Société Générale was ordered to pay unfair dismissal award to his former employee, Jérôme Kerviel, who caused the French bank significant losses in trading.
The Tribunal agreed with Mr. Kerviel’s argument that his risky trades were accepted, tolerated and even “tacitly” encouraged by his managers provided they were profitable.
Mr. Kerviel was not alone on this, so all the additional parties involved (i.e.: his line managers, the internal auditors and compliance department) should be brought in front of Justice and compensate the bank and its shareholders.
Regulators are also benefited, as this judgment opens the scope of the fraud and corruption cases, due to lack of controls or control weaknesses, to senior management, in particular when the lack of controls has been due to a corporate decision.
Moreover, politicians should think twice who in the corporate world they deal with, as campaigning for good governance and dealing with senior executives linked directly or indirectly to fraud or corruption (or just conscious poor governance) may* be perceived as antagonistic.
Ten biggest banks scandals have costed £53bn in fines, FT 11 April 2016. Apparently Internal Audit and Compliance teams did not see any of the issues that caused the scandals, neither the financial crisis…Can you imagine the VW Internal Audit team being told that they had style of writing issues as soon as they raised the emissions problem?
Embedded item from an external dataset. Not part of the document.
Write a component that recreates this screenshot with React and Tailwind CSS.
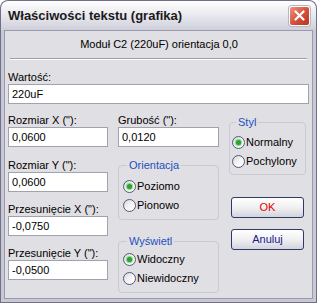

The way some companies reward an internal auditor or compliance person highlighting serious issues is by campaigning against, raising negative feedback against and putting him/her under huge stress.
Is it really so difficult for senior executives to know what is going on? What is the escalation process? Is there any? If so, how does it work?
There are many cases of wrongdoings in the business and the corporate world.
Internal Audit and Compliance departments are at the forefront of the speak-up and escalation lines and yet, when looking at the scandals, it seems these lines are not very busy.
The Economist 5 March, VW former boss had been handed a memo informing about “inconsistencies in emissions from its diesel cars.” “..it is not known whether he read it as it was included in a batch of extensive weekend mail”
Does anybody know how many people were involved in writing that memo? Does anybody know how many phone calls and meetings there were where the memo was discussed?
…these executives were still paid their high salaries and bonuses,…because they did not know!